Overall lightness of tone does much to sustain audience’s good will during displays of f/x that appear expensive and cheesy all at once. There is a rushed and slipshod feel to large swaths of pic, along with tell-tale signs of last-minute reshooting, recutting and rethinking. Among the more glaring continuity goofs: Ben storms past Johnny to go up in an elevator on his way out of the Baxter Building. Earlier, pic established that Ben couldn’t ride the elevator due to his increased weight.
Helmer Tim Story evidences little in the way of visual flair or storytelling panache — pic often comes off like a routine TV pilot — but he does encourage the four leads to develop nicely seriocomic give-and-take.
Evans gives a charismatic breakout performance that recalls Dennis Quaid’s exuberant turn as Gordon Cooper in “The Right Stuff.”

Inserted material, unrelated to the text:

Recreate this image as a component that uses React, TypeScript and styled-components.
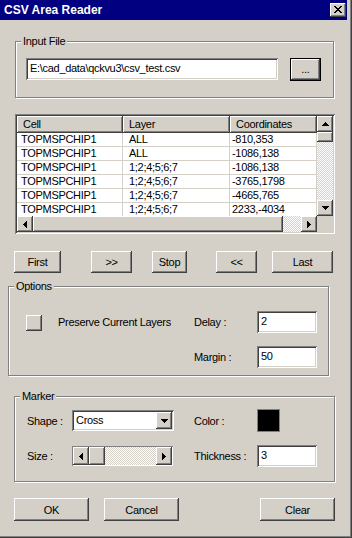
import React from "react";
import styled, { createGlobalStyle, css } from "styled-components";

const GlobalStyle = createGlobalStyle`
  html, body { margin: 0; padding: 0; background: #d4d0c8; }
  body {
    font-family: "Liberation Sans", Arial, sans-serif;
    font-size: 11px;
    letter-spacing: -0.3px;
    color: #000;
  }
  * { box-sizing: border-box; }
`;

// classic 3d edges
const raised = css`
  background: #d4d0c8;
  box-shadow: inset -1px -1px #404040, inset 1px 1px #fff,
    inset -2px -2px #808080, inset 2px 2px #d4d0c8;
`;
const sunken = css`
  box-shadow: inset 1px 1px #808080, inset -1px -1px #fff,
    inset 2px 2px #404040, inset -2px -2px #d4d0c8;
`;
const checker = css`
  background: repeating-conic-gradient(#fff 0 25%, #d4d0c8 0 50%) 0 0 / 2px 2px;
`;

const Window = styled.div`
  width: 352px;
  height: 538px;
  background: #d4d0c8;
  padding: 0 4px 3px 0;
  box-shadow: inset -1px -1px #404040, inset -2px -2px #808080;
  display: flex;
  flex-direction: column;
  overflow: hidden;
`;

const TitleBar = styled.div`
  height: 20px;
  margin-right: 1px;
  background: #000080;
  color: #fff;
  font-weight: bold;
  font-size: 12px;
  letter-spacing: 0;
  display: flex;
  align-items: center;
  justify-content: space-between;
  padding: 0 1px 0 4px;
`;

const CloseBtn = styled.div`
  ${raised};
  width: 16px;
  height: 14px;
  display: flex;
  align-items: center;
  justify-content: center;
  padding-bottom: 1px;
`;

const GroupBox = styled.div<{ $top: number; $left: number; $width: number; $height: number }>`
  position: relative;
  margin: ${(p) => p.$top}px 0 0 ${(p) => p.$left}px;
  width: ${(p) => p.$width}px;
  height: ${(p) => p.$height}px;
  border: 1px solid #808080;
  box-shadow: inset 1px 1px #fff, 1px 1px #fff;
`;

const Legend = styled.span`
  position: absolute;
  top: -7px;
  left: 5px;
  padding: 0 2px;
  line-height: 13px;
  background: #d4d0c8;
`;

const FileRow = styled.div`
  display: flex;
  gap: 12px;
  padding: 16px 0 0 10px;
`;

const TextBox = styled.div<{ $width: number; $height?: number }>`
  ${sunken};
  background: #fff;
  width: ${(p) => p.$width}px;
  height: ${(p) => p.$height ?? 22}px;
  padding: 4px 3px 0 4px;
  line-height: 13px;
  white-space: nowrap;
  overflow: hidden;
`;

const PushButton = styled.div<{ $w: number; $h?: number; $gap?: number }>`
  ${raised};
  width: ${(p) => p.$w}px;
  height: ${(p) => p.$h ?? 22}px;
  margin-left: ${(p) => p.$gap ?? 0}px;
  flex-shrink: 0;
  display: flex;
  align-items: center;
  justify-content: center;
`;

const DefaultButton = styled(PushButton)`
  border: 1px solid #000;
  box-shadow: inset -1px -1px #404040, inset 1px 1px #fff, inset -2px -2px #808080;
  padding-bottom: 2px;
`;

/* list view */
const ListView = styled.div`
  ${sunken};
  background: #fff;
  margin: 16px 0 0 15px;
  width: 320px;
  height: 120px;
  padding: 2px;
  display: grid;
  grid-template-columns: 1fr 16px;
  grid-template-rows: 1fr 16px;
`;

const TableArea = styled.div`
  overflow: hidden;
  background: #fff;
`;

const HeaderRow = styled.div`
  display: grid;
  grid-template-columns: 106px 107px 87px;
  height: 17px;
`;

const HeaderCell = styled.div`
  ${raised};
  padding: 2px 0 0 6px;
  line-height: 13px;
  white-space: nowrap;
  overflow: hidden;
`;

const DataRow = styled.div`
  display: grid;
  grid-template-columns: 106px 107px 87px;
  height: 14px;
`;

const DataCell = styled.div<{ $pad: number }>`
  padding-left: ${(p) => p.$pad}px;
  border-right: 1px solid #d4d0c8;
  border-bottom: 1px solid #d4d0c8;
  line-height: 13px;
  white-space: nowrap;
  overflow: hidden;
`;

const ScrollBar = styled.div<{ $vertical?: boolean }>`
  display: flex;
  flex-direction: ${(p) => (p.$vertical ? "column" : "row")};
  min-width: 0;
  min-height: 0;
`;

const ArrowBtn = styled.div<{ $w?: number; $h?: number }>`
  ${raised};
  width: ${(p) => p.$w ?? 16}px;
  height: ${(p) => p.$h ?? 16}px;
  flex-shrink: 0;
  display: flex;
  align-items: center;
  justify-content: center;
`;

const Thumb = styled.div<{ $w: number; $h: number }>`
  ${raised};
  width: ${(p) => p.$w}px;
  height: ${(p) => p.$h}px;
  flex-shrink: 0;
`;

const Track = styled.div`
  ${checker};
  flex: 1;
`;

const Corner = styled.div`
  background: #d4d0c8;
`;

/* nav buttons */
const ButtonRow = styled.div<{ $top: number; $h: number }>`
  display: flex;
  margin: ${(p) => p.$top}px 0 0 14px;
  height: ${(p) => p.$h}px;
`;

/* options */
const OptionsGrid = styled.div`
  display: grid;
  grid-template-columns: 185px 63px 60px;
  grid-template-rows: 22px 22px;
  row-gap: 13px;
  align-items: center;
  padding-top: 24px;
`;

const CheckCell = styled.div`
  display: flex;
  align-items: center;
  padding-left: 17px;
`;

const PushCheck = styled.div`
  ${raised};
  width: 16px;
  height: 16px;
  margin-right: 16px;
  margin-top: 1px;
`;

/* marker */
const MarkerGrid = styled.div`
  display: grid;
  grid-template-columns: 57px 122px 63px 60px;
  grid-template-rows: 23px 22px;
  row-gap: 13px;
  align-items: center;
  padding-top: 12px;
`;

const Label = styled.div<{ $indent?: number }>`
  padding-left: ${(p) => p.$indent ?? 0}px;
  white-space: nowrap;
`;

const Combo = styled.div`
  ${sunken};
  background: #fff;
  width: 102px;
  height: 21px;
  padding: 2px;
  display: flex;
`;

const ComboText = styled.div`
  flex: 1;
  padding: 2px 0 0 2px;
  line-height: 13px;
`;

const Swatch = styled.div`
  width: 23px;
  height: 23px;
  background: #000;
  border: 1px solid #808080;
`;

const SizeBar = styled.div`
  width: 101px;
  height: 20px;
  padding: 1px;
  box-shadow: inset 1px 1px #808080, inset -1px -1px #fff;
  display: flex;
`;

type Dir = "up" | "down" | "left" | "right";

const Arrow = ({ dir }: { dir: Dir }) => {
  const vertical = dir === "up" || dir === "down";
  const rows = [7, 5, 3, 1];
  const order = dir === "up" || dir === "left" ? [...rows].reverse() : rows;
  return (
    <svg width={vertical ? 7 : 4} height={vertical ? 4 : 7} shapeRendering="crispEdges">
      {order.map((len, i) => {
        const off = (7 - len) / 2;
        return vertical ? (
          <rect key={i} x={off} y={i} width={len} height={1} fill="#000" />
        ) : (
          <rect key={i} x={i} y={off} width={1} height={len} fill="#000" />
        );
      })}
    </svg>
  );
};

const closePattern = [
  "11000011",
  "01100110",
  "00111100",
  "00011000",
  "00111100",
  "01100110",
  "11000011",
];

const CloseGlyph = () => (
  <svg width={8} height={7} shapeRendering="crispEdges">
    {closePattern.flatMap((row, y) =>
      row.split("").map((c, x) =>
        c === "1" ? <rect key={`${x}-${y}`} x={x} y={y} width={1} height={1} fill="#000" /> : null
      )
    )}
  </svg>
);

const rows = [
  ["TOPMSPCHIP1", "ALL", "-810,353"],
  ["TOPMSPCHIP1", "ALL", "-1086,138"],
  ["TOPMSPCHIP1", "1;2;4;5;6;7", "-1086,138"],
  ["TOPMSPCHIP1", "1;2;4;5;6;7", "-3765,1798"],
  ["TOPMSPCHIP1", "1;2;4;5;6;7", "-4665,765"],
  ["TOPMSPCHIP1", "1;2;4;5;6;7", "2233,-4034"],
];

const pads = [4, 6, 2];

export default function App() {
  return (
    <>
      <GlobalStyle />
      <Window>
        <TitleBar>
          <span>CSV Area Reader</span>
          <CloseBtn>
            <CloseGlyph />
          </CloseBtn>
        </TitleBar>

        <GroupBox $top={21} $left={15} $width={319} $height={57}>
          <Legend>Input File</Legend>
          <FileRow>
            <TextBox $width={252}>E:\cad_data\qckvu3\csv_test.csv</TextBox>
            <DefaultButton $w={31} $h={23}>...</DefaultButton>
          </FileRow>
        </GroupBox>

        <ListView>
          <TableArea>
            <HeaderRow>
              <HeaderCell>Cell</HeaderCell>
              <HeaderCell>Layer</HeaderCell>
              <HeaderCell>Coordinates</HeaderCell>
            </HeaderRow>
            {rows.map((r, i) => (
              <DataRow key={i}>
                {r.map((c, j) => (
                  <DataCell key={j} $pad={pads[j]}>
                    {c}
                  </DataCell>
                ))}
              </DataRow>
            ))}
          </TableArea>
          <ScrollBar $vertical>
            <ArrowBtn>
              <Arrow dir="up" />
            </ArrowBtn>
            <Thumb $w={16} $h={10} />
            <Track />
            <ArrowBtn>
              <Arrow dir="down" />
            </ArrowBtn>
          </ScrollBar>
          <ScrollBar>
            <ArrowBtn>
              <Arrow dir="left" />
            </ArrowBtn>
            <Thumb $w={250} $h={16} />
            <Track />
            <ArrowBtn>
              <Arrow dir="right" />
            </ArrowBtn>
          </ScrollBar>
          <Corner />
        </ListView>

        <ButtonRow $top={17} $h={22}>
          <PushButton $w={47}>First</PushButton>
          <PushButton $w={41} $gap={30}>&gt;&gt;</PushButton>
          <PushButton $w={35} $gap={20}>Stop</PushButton>
          <PushButton $w={41} $gap={29}>&lt;&lt;</PushButton>
          <PushButton $w={61} $gap={15}>Last</PushButton>
        </ButtonRow>

        <GroupBox $top={13} $left={8} $width={321} $height={90}>
          <Legend>Options</Legend>
          <OptionsGrid>
            <CheckCell>
              <PushCheck />
              <span>Preserve Current Layers</span>
            </CheckCell>
            <Label>Delay :</Label>
            <TextBox $width={60}>2</TextBox>
            <span />
            <Label>Margin :</Label>
            <TextBox $width={60}>50</TextBox>
          </OptionsGrid>
        </GroupBox>

        <GroupBox $top={20} $left={14} $width={321} $height={86}>
          <Legend>Marker</Legend>
          <MarkerGrid>
            <Label $indent={12}>Shape :</Label>
            <Combo>
              <ComboText>Cross</ComboText>
              <ArrowBtn $w={16} $h={17}>
                <Arrow dir="down" />
              </ArrowBtn>
            </Combo>
            <Label>Color :</Label>
            <Swatch />
            <Label $indent={12}>Size :</Label>
            <SizeBar>
              <ArrowBtn $w={16} $h={18}>
                <Arrow dir="left" />
              </ArrowBtn>
              <Thumb $w={16} $h={18} />
              <Track />
              <ArrowBtn $w={16} $h={18}>
                <Arrow dir="right" />
              </ArrowBtn>
            </SizeBar>
            <Label>Thickness :</Label>
            <TextBox $width={60}>3</TextBox>
          </MarkerGrid>
        </GroupBox>

        <ButtonRow $top={16} $h={23}>
          <PushButton $w={75} $h={23}>OK</PushButton>
          <PushButton $w={75} $h={23} $gap={15}>Cancel</PushButton>
          <PushButton $w={75} $h={23} $gap={81}>Clear</PushButton>
        </ButtonRow>
      </Window>
    </>
  );
}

Chiklis is thoroughly credible and hilariously blustery, despite handicap of wearing face and body makeup that never looks like anything but makeup. Gruffudd and Alba appear a shade too young for their parts, but acquit themselves reasonably well. McMahon might have done better to play a little bigger as Victor Von Doom.
Inexplicably, family-friendly “Fantastic Four” has been branded PG-13, same MPAA rating applied to the darker, edgier and scarier “War of the Worlds” and “Batman Begins.” Only possible explanation: occasional shots of Sue’s underwear floating hither and yon while Sue herself remains unseen.